Written task:
Please report every line from the material that contains the word "index".

Provided data:
★ ★ ★
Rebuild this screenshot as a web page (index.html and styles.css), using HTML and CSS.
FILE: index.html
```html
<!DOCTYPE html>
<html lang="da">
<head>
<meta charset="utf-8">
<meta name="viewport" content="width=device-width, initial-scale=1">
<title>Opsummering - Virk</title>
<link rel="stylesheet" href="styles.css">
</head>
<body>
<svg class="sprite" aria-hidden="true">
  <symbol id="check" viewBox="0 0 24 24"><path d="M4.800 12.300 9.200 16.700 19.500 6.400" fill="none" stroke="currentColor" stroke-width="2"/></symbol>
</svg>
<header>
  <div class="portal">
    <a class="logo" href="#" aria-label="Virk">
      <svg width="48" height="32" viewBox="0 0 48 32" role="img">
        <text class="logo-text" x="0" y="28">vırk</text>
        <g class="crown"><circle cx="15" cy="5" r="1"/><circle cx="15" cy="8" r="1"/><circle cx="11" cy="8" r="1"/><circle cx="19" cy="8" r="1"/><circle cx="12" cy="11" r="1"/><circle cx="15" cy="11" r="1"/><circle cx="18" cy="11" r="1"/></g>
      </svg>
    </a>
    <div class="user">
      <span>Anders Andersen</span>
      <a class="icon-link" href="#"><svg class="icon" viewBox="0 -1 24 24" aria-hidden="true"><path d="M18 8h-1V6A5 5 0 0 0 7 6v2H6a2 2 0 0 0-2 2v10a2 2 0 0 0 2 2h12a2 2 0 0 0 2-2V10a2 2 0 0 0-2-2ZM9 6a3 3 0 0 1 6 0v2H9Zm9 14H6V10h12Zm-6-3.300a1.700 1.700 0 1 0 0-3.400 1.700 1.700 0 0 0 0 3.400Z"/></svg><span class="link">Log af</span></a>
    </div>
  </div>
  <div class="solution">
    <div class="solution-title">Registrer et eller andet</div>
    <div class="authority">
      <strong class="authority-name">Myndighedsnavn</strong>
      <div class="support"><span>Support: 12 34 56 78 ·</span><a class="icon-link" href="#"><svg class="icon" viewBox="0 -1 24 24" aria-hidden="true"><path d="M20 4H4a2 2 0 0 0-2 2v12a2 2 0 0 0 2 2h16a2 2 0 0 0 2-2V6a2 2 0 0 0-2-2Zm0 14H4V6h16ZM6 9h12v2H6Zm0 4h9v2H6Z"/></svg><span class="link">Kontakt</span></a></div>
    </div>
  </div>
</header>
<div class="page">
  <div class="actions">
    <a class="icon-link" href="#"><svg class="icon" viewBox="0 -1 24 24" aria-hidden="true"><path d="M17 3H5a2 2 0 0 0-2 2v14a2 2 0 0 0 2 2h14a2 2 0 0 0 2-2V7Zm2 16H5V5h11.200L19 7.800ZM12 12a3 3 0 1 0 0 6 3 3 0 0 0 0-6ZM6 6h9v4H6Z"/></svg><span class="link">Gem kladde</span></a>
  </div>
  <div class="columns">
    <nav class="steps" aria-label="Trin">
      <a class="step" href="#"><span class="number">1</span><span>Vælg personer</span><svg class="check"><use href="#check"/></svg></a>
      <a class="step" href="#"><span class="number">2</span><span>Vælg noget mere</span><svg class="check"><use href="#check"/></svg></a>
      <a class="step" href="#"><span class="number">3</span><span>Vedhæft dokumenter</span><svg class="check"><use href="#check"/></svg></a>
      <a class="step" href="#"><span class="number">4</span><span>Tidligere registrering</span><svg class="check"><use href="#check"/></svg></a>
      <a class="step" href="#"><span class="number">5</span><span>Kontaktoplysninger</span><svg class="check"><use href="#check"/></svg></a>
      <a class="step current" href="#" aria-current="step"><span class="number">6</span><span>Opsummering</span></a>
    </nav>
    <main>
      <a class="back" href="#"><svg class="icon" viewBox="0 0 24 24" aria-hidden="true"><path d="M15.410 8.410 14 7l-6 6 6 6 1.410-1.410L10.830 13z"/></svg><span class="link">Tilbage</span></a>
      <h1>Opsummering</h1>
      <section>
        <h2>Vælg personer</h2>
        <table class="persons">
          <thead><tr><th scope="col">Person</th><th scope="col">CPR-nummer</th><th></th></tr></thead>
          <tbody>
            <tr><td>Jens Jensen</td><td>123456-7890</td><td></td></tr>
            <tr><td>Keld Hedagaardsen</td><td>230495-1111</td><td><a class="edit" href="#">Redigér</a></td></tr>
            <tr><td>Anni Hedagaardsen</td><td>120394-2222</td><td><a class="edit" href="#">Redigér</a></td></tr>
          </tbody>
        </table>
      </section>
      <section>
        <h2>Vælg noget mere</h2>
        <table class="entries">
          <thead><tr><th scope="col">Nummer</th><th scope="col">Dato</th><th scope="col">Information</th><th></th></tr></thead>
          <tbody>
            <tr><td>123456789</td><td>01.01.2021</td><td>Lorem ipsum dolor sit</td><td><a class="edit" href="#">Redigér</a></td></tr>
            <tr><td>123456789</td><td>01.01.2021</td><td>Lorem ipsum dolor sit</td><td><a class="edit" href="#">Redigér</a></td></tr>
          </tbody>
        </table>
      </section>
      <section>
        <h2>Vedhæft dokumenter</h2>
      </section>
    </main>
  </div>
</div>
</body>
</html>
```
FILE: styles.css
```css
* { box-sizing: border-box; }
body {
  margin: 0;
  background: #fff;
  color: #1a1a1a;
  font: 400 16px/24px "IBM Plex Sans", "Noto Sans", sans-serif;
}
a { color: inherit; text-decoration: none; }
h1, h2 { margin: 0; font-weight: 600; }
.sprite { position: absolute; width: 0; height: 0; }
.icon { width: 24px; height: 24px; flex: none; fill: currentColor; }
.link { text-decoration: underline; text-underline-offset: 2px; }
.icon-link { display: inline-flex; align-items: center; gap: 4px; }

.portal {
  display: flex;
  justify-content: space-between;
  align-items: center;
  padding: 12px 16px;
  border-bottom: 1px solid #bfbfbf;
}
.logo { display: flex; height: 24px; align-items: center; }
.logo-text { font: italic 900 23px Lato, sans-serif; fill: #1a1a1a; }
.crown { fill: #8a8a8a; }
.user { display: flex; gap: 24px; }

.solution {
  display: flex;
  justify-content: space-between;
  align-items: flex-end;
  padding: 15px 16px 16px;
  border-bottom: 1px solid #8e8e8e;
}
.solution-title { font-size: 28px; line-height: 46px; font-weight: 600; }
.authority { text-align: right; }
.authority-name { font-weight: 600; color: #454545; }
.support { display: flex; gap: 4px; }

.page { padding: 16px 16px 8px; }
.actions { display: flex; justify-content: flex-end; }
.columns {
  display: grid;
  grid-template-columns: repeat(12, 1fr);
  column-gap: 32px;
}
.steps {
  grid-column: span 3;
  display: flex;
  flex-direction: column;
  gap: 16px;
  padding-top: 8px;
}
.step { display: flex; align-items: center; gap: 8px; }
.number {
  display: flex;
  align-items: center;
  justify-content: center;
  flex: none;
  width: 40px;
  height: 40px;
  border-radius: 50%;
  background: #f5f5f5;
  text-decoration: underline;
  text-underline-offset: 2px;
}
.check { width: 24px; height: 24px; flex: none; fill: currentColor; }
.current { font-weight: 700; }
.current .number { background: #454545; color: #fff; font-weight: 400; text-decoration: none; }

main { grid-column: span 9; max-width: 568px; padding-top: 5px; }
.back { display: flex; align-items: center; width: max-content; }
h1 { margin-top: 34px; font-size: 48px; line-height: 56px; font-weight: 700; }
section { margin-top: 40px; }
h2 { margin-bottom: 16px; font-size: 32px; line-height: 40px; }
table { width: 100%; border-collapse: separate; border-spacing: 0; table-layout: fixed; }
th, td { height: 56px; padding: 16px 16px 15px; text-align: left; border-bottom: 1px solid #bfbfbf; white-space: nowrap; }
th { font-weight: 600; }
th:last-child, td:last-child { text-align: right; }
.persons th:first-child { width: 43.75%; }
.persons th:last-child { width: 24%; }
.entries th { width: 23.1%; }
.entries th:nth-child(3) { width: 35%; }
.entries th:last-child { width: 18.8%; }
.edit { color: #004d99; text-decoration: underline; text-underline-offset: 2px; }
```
★ ★ ★
Expected answer:
Rebuild this screenshot as a web page (index.html and styles.css), using HTML and CSS.
FILE: index.html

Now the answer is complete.